### AIM OF THE EXERCISE
Your job is to retype all of the data word for word, leaving every image out.

### DATASET SECTION
-.-.-
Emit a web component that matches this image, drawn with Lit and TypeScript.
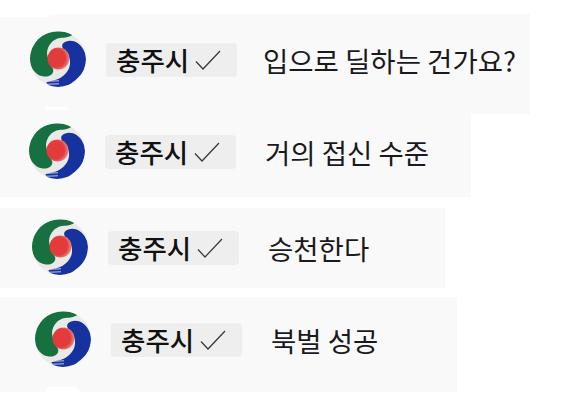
import { LitElement, html, css, svg } from "lit";
import { customElement } from "lit/decorators.js";

const logo = svg`<svg class="logo" viewBox="0 0 56 56" aria-hidden="true">
  <defs>
    <radialGradient id="red" cx="0.4" cy="0.48" r="0.68">
      <stop offset="0.6" stop-color="#e33a3b"/>
      <stop offset="0.85" stop-color="#e8837a"/>
      <stop offset="1" stop-color="#e8c4ba"/>
    </radialGradient>
    <clipPath id="disc"><circle cx="28" cy="28" r="28"/></clipPath>
    <filter id="soft" x="-5%" y="-5%" width="110%" height="110%"><feGaussianBlur stdDeviation="0.35"/></filter>
  </defs>
  <g filter="url(#soft)">
    <circle cx="28" cy="28" r="28" fill="#e9e9e7"/>
    <g clip-path="url(#disc)">
      <path d="M43 3.500C34 -1 20 -1 10 6C2 12 -1 22 0 31C1.500 39 7 45 14 45.500C20 46 24.500 42.500 23 38C21 33 17.500 28.500 17 22C17.500 14 23 8 30 7C35 6.500 39 6.500 43 3.500Z" fill="#13703f"/>
      <path d="M33 12.500C36.500 9 43 9 47.500 12C53 16 56 22 56 29C56 37 52 44 45 49.500C38 54.500 28 56 18 53C15.500 52 16.500 50.500 19 50.200C25 49.500 29.500 48 33 45C38 41 40.500 36 40 30C39.500 25 36 21.500 34 19C32 16.500 31.500 14 33 12.500Z" fill="#17319f"/>
      <path d="M17 52C26 52 34 52 44 49.500L38 57L20 57Z" fill="#17319f"/>
      <path d="M11 50.500L29 49.800M15 53.300L29 52.800" stroke="#eeeef4" stroke-width="0.800" fill="none"/>
    </g>
    <circle cx="28.500" cy="27.500" r="11" fill="url(#red)"/>
  </g>
</svg>`;

const check = svg`<svg class="check" viewBox="0 0 26 22" aria-hidden="true"><path d="M1 11.500L8 19L25 1" fill="none" stroke="#33343a" stroke-width="1.200"/></svg>`;

@customElement("app-root")
export class AppRoot extends LitElement {
  static styles = css`
    :host { display: block; width: 570px; height: 400px; overflow: hidden; background: #fff;
      font-family: "Noto Sans CJK KR", "Noto Sans", sans-serif; color: #1b1b1d; }
    .list { display: flex; flex-direction: column; align-items: flex-start; padding-top: 14px; }
    .row { position: relative; display: flex; align-items: center; box-sizing: border-box; background: #f9f9f9; }
    .r1 { width: 530px; height: 100px; padding: 0 0 10px 30px; }
    .r2 { width: 471px; height: 83px; padding: 0 0 9px 29px; }
    .r3 { width: 445px; height: 80px; padding: 0 0 2px 32px; margin-top: 11px; }
    .r4 { width: 457px; height: 95px; padding: 0 0 11px 35px; margin-top: 9px; }
    .r1::before { content: ""; position: absolute; left: 0; top: 0; width: 49px; height: 3px; background: #fff; }
    .r1::after { content: ""; position: absolute; left: 45px; top: 93px; width: 23px; height: 3px; background: #fff; border-radius: 2px; }
    .r4::after { content: ""; position: absolute; left: 45px; bottom: 0; width: 35px; height: 5px; background: #fff; border-radius: 18px 18px 0 0; }
    .logo { width: 56px; height: 56px; flex: none; display: block; }
    .pill { display: flex; align-items: center; box-sizing: border-box; width: 131px; height: 34px;
      margin: 2px 0 0 20px; padding-left: 10px; background: #eeeeee; border-radius: 4px; }
    .name { font-size: 26.500px; line-height: 34px; font-weight: 500; color: #111; }
    .check { width: 26px; height: 22px; margin-left: 6px; margin-top: 2px; flex: none; }
    .msg { font-size: 27.500px; line-height: 34px; margin-top: 2px; font-weight: 400; color: #1a1a1c; }
    .r1 .msg { margin-left: 26px; }
    .r2 .msg { margin-left: 29px; }
    .r3 .msg { margin-left: 29px; }
    .r4 .msg { margin-left: 29px; }
  `;

  private row(cls: string, text: string) {
    return html`<div class="row ${cls}">
      ${logo}
      <div class="pill"><span class="name">충주시</span>${check}</div>
      <span class="msg">${text}</span>
    </div>`;
  }

  render() {
    return html`<div class="list">
      ${this.row("r1", "입으로 딜하는 건가요?")}
      ${this.row("r2", "거의 접신 수준")}
      ${this.row("r3", "승천한다")}
      ${this.row("r4", "북벌 성공")}
    </div>`;
  }
}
-.-.-
### EXPECTED ANSWER
Emit a web component that matches this image, drawn with Lit and TypeScript.
import { LitElement, html, css, svg } from "lit";
import { customElement } from "lit/decorators.js";

const logo = svg`<svg class="logo" viewBox="0 0 56 56" aria-hidden="true">
  <defs>
    <radialGradient id="red" cx="0.4" cy="0.48" r="0.68">
      <stop offset="0.6" stop-color="#e33a3b"/>
      <stop offset="0.85" stop-color="#e8837a"/>
      <stop offset="1" stop-color="#e8c4ba"/>
    </radialGradient>
    <clipPath id="disc"><circle cx="28" cy="28" r="28"/></clipPath>
    <filter id="soft" x="-5%" y="-5%" width="110%" height="110%"><feGaussianBlur stdDeviation="0.35"/></filter>
  </defs>
  <g filter="url(#soft)">
    <circle cx="28" cy="28" r="28" fill="#e9e9e7"/>
    <g clip-path="url(#disc)">
      <path d="M43 3.500C34 -1 20 -1 10 6C2 12 -1 22 0 31C1.500 39 7 45 14 45.500C20 46 24.500 42.500 23 38C21 33 17.500 28.500 17 22C17.500 14 23 8 30 7C35 6.500 39 6.500 43 3.500Z" fill="#13703f"/>
      <path d="M33 12.500C36.500 9 43 9 47.500 12C53 16 56 22 56 29C56 37 52 44 45 49.500C38 54.500 28 56 18 53C15.500 52 16.500 50.500 19 50.200C25 49.500 29.500 48 33 45C38 41 40.500 36 40 30C39.500 25 36 21.500 34 19C32 16.500 31.500 14 33 12.500Z" fill="#17319f"/>
      <path d="M17 52C26 52 34 52 44 49.500L38 57L20 57Z" fill="#17319f"/>
      <path d="M11 50.500L29 49.800M15 53.300L29 52.800" stroke="#eeeef4" stroke-width="0.800" fill="none"/>
    </g>
    <circle cx="28.500" cy="27.500" r="11" fill="url(#red)"/>
  </g>
</svg>`;

const check = svg`<svg class="check" viewBox="0 0 26 22" aria-hidden="true"><path d="M1 11.500L8 19L25 1" fill="none" stroke="#33343a" stroke-width="1.200"/></svg>`;

@customElement("app-root")
export class AppRoot extends LitElement {
  static styles = css`
    :host { display: block; width: 570px; height: 400px; overflow: hidden; background: #fff;
      font-family: "Noto Sans CJK KR", "Noto Sans", sans-serif; color: #1b1b1d; }
    .list { display: flex; flex-direction: column; align-items: flex-start; padding-top: 14px; }
    .row { position: relative; display: flex; align-items: center; box-sizing: border-box; background: #f9f9f9; }
    .r1 { width: 530px; height: 100px; padding: 0 0 10px 30px; }
    .r2 { width: 471px; height: 83px; padding: 0 0 9px 29px; }
    .r3 { width: 445px; height: 80px; padding: 0 0 2px 32px; margin-top: 11px; }
    .r4 { width: 457px; height: 95px; padding: 0 0 11px 35px; margin-top: 9px; }
    .r1::before { content: ""; position: absolute; left: 0; top: 0; width: 49px; height: 3px; background: #fff; }
    .r1::after { content: ""; position: absolute; left: 45px; top: 93px; width: 23px; height: 3px; background: #fff; border-radius: 2px; }
    .r4::after { content: ""; position: absolute; left: 45px; bottom: 0; width: 35px; height: 5px; background: #fff; border-radius: 18px 18px 0 0; }
    .logo { width: 56px; height: 56px; flex: none; display: block; }
    .pill { display: flex; align-items: center; box-sizing: border-box; width: 131px; height: 34px;
      margin: 2px 0 0 20px; padding-left: 10px; background: #eeeeee; border-radius: 4px; }
    .name { font-size: 26.500px; line-height: 34px; font-weight: 500; color: #111; }
    .check { width: 26px; height: 22px; margin-left: 6px; margin-top: 2px; flex: none; }
    .msg { font-size: 27.500px; line-height: 34px; margin-top: 2px; font-weight: 400; color: #1a1a1c; }
    .r1 .msg { margin-left: 26px; }
    .r2 .msg { margin-left: 29px; }
    .r3 .msg { margin-left: 29px; }
    .r4 .msg { margin-left: 29px; }
  `;

  private row(cls: string, text: string) {
    return html`<div class="row ${cls}">
      ${logo}
      <div class="pill"><span class="name">충주시</span>${check}</div>
      <span class="msg">${text}</span>
    </div>`;
  }

  render() {
    return html`<div class="list">
      ${this.row("r1", "입으로 딜하는 건가요?")}
      ${this.row("r2", "거의 접신 수준")}
      ${this.row("r3", "승천한다")}
      ${this.row("r4", "북벌 성공")}
    </div>`;
  }
}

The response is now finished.